Task prompt:
Reproduce the listing word for word, leaving every picture behind.

Collected material:
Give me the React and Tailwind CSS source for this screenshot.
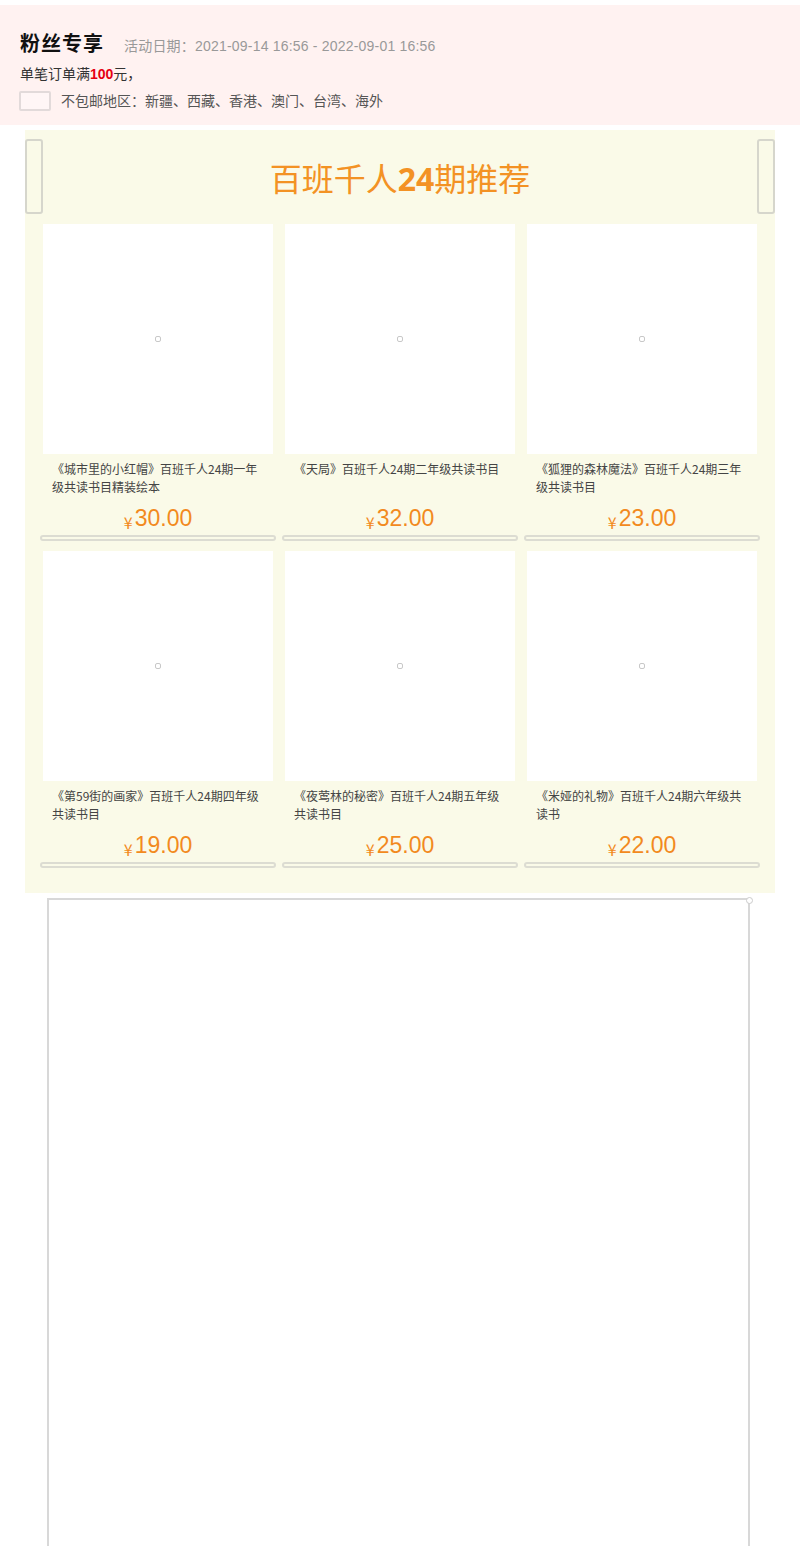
import React from "react";

const products = [
  { t: "《城市里的小红帽》百班千人24期一年级共读书目精装绘本", p: "30.00" },
  { t: "《天局》百班千人24期二年级共读书目", p: "32.00" },
  { t: "《狐狸的森林魔法》百班千人24期三年级共读书目", p: "23.00" },
  { t: "《第59街的画家》百班千人24期四年级共读书目", p: "19.00" },
  { t: "《夜莺林的秘密》百班千人24期五年级共读书目", p: "25.00" },
  { t: "《米娅的礼物》百班千人24期六年级共读书", p: "22.00" },
];

const font = { fontFamily: '"Noto Sans CJK SC", "Liberation Sans", sans-serif' };

function Card({ t, p }) {
  return (
    <div className="flex flex-col">
      <div className="w-[230px] h-[230px] bg-white flex items-center justify-center">
        <div className="w-[6px] h-[6px] rounded-[2px] border border-[#c8c8c8]" />
      </div>
      <div className="px-[9px] mt-[6px] h-[36px] text-[12px] leading-[18px] text-[#444]">{t}</div>
      <div className="h-[36px] flex items-end justify-center text-[#f28a1e] leading-none pb-[2px]">
        <span className="text-[16px] mr-[2px]">¥</span>
        <span className="text-[23px]" style={{ fontFamily: '"Liberation Sans", sans-serif' }}>{p}</span>
      </div>
      <div className="mx-[-3px] mt-[3px] h-[6px] rounded-[3px] border-2 border-[#dcdcd2]" />
    </div>
  );
}

export default function App() {
  return (
    <div className="w-[800px] bg-white pt-[5px]" style={font}>
      <div className="h-[120px] bg-[#fff2f1] pl-[20px] pt-[24px]">
        <div className="flex items-baseline">
          <span
            className="text-[20px] font-bold text-[#111] tracking-[1px]"
            style={{ fontFamily: '"Liberation Serif", "Noto Sans CJK SC", serif' }}
          >
            粉丝专享
          </span>
          <span
            className="ml-[20px] text-[14px] text-[#999] tracking-[0.2px]"
            style={{ fontFamily: '"Liberation Sans", "Noto Sans CJK SC", sans-serif' }}
          >
            活动日期：2021-09-14 16:56 - 2022-09-01 16:56
          </span>
        </div>
        <div className="mt-[4px] text-[14px] text-[#333] leading-[20px]">
          单笔订单满<span className="font-bold text-[#e60012]" style={{ fontFamily: '"Liberation Sans", sans-serif' }}>100</span>元，
        </div>
        <div className="mt-[6px] flex items-center -ml-[1px]">
          <div className="w-[32px] h-[20px] rounded-[2px] border-2 border-[#e2dada] bg-[#fff6f6]" />
          <span className="ml-[10px] text-[14px] text-[#555]">不包邮地区：新疆、西藏、香港、澳门、台湾、海外</span>
        </div>
      </div>

      <div className="mt-[5px] ml-[25px] w-[750px] bg-[#fafae8] pt-[9px] pb-[25px]">
        <div className="flex items-center justify-between h-[75px]">
          <div className="w-[18px] h-[75px] rounded-[3px] border-2 border-[#d6d6cc]" />
          <div className="text-[32px] text-[#f39224] leading-none pt-[2px]">
            百班千人<span className="font-bold" style={{ fontFamily: '"Open Sans", "Liberation Sans", sans-serif' }}>24</span>期推荐
          </div>
          <div className="w-[18px] h-[75px] rounded-[3px] border-2 border-[#d6d6cc]" />
        </div>
        <div className="mt-[10px] px-[18px] grid grid-cols-[230px_230px_230px] gap-x-[12px] gap-y-[10px]">
          {products.map((x, i) => (
            <Card key={i} {...x} />
          ))}
        </div>
      </div>

      <div className="relative mt-[5px] ml-[47px] w-[703px] h-[660px] border-2 border-[#d8d8d8] border-b-0">
        <div className="absolute -top-[3px] -right-[5px] w-[7px] h-[7px] rounded-full border border-[#ccc] bg-white" />
      </div>
    </div>
  );
}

Exercise response:
Give me the React and Tailwind CSS source for this screenshot.
import React from "react";

const products = [
  { t: "《城市里的小红帽》百班千人24期一年级共读书目精装绘本", p: "30.00" },
  { t: "《天局》百班千人24期二年级共读书目", p: "32.00" },
  { t: "《狐狸的森林魔法》百班千人24期三年级共读书目", p: "23.00" },
  { t: "《第59街的画家》百班千人24期四年级共读书目", p: "19.00" },
  { t: "《夜莺林的秘密》百班千人24期五年级共读书目", p: "25.00" },
  { t: "《米娅的礼物》百班千人24期六年级共读书", p: "22.00" },
];

const font = { fontFamily: '"Noto Sans CJK SC", "Liberation Sans", sans-serif' };

function Card({ t, p }) {
  return (
    <div className="flex flex-col">
      <div className="w-[230px] h-[230px] bg-white flex items-center justify-center">
        <div className="w-[6px] h-[6px] rounded-[2px] border border-[#c8c8c8]" />
      </div>
      <div className="px-[9px] mt-[6px] h-[36px] text-[12px] leading-[18px] text-[#444]">{t}</div>
      <div className="h-[36px] flex items-end justify-center text-[#f28a1e] leading-none pb-[2px]">
        <span className="text-[16px] mr-[2px]">¥</span>
        <span className="text-[23px]" style={{ fontFamily: '"Liberation Sans", sans-serif' }}>{p}</span>
      </div>
      <div className="mx-[-3px] mt-[3px] h-[6px] rounded-[3px] border-2 border-[#dcdcd2]" />
    </div>
  );
}

export default function App() {
  return (
    <div className="w-[800px] bg-white pt-[5px]" style={font}>
      <div className="h-[120px] bg-[#fff2f1] pl-[20px] pt-[24px]">
        <div className="flex items-baseline">
          <span
            className="text-[20px] font-bold text-[#111] tracking-[1px]"
            style={{ fontFamily: '"Liberation Serif", "Noto Sans CJK SC", serif' }}
          >
            粉丝专享
          </span>
          <span
            className="ml-[20px] text-[14px] text-[#999] tracking-[0.2px]"
            style={{ fontFamily: '"Liberation Sans", "Noto Sans CJK SC", sans-serif' }}
          >
            活动日期：2021-09-14 16:56 - 2022-09-01 16:56
          </span>
        </div>
        <div className="mt-[4px] text-[14px] text-[#333] leading-[20px]">
          单笔订单满<span className="font-bold text-[#e60012]" style={{ fontFamily: '"Liberation Sans", sans-serif' }}>100</span>元，
        </div>
        <div className="mt-[6px] flex items-center -ml-[1px]">
          <div className="w-[32px] h-[20px] rounded-[2px] border-2 border-[#e2dada] bg-[#fff6f6]" />
          <span className="ml-[10px] text-[14px] text-[#555]">不包邮地区：新疆、西藏、香港、澳门、台湾、海外</span>
        </div>
      </div>

      <div className="mt-[5px] ml-[25px] w-[750px] bg-[#fafae8] pt-[9px] pb-[25px]">
        <div className="flex items-center justify-between h-[75px]">
          <div className="w-[18px] h-[75px] rounded-[3px] border-2 border-[#d6d6cc]" />
          <div className="text-[32px] text-[#f39224] leading-none pt-[2px]">
            百班千人<span className="font-bold" style={{ fontFamily: '"Open Sans", "Liberation Sans", sans-serif' }}>24</span>期推荐
          </div>
          <div className="w-[18px] h-[75px] rounded-[3px] border-2 border-[#d6d6cc]" />
        </div>
        <div className="mt-[10px] px-[18px] grid grid-cols-[230px_230px_230px] gap-x-[12px] gap-y-[10px]">
          {products.map((x, i) => (
            <Card key={i} {...x} />
          ))}
        </div>
      </div>

      <div className="relative mt-[5px] ml-[47px] w-[703px] h-[660px] border-2 border-[#d8d8d8] border-b-0">
        <div className="absolute -top-[3px] -right-[5px] w-[7px] h-[7px] rounded-full border border-[#ccc] bg-white" />
      </div>
    </div>
  );
}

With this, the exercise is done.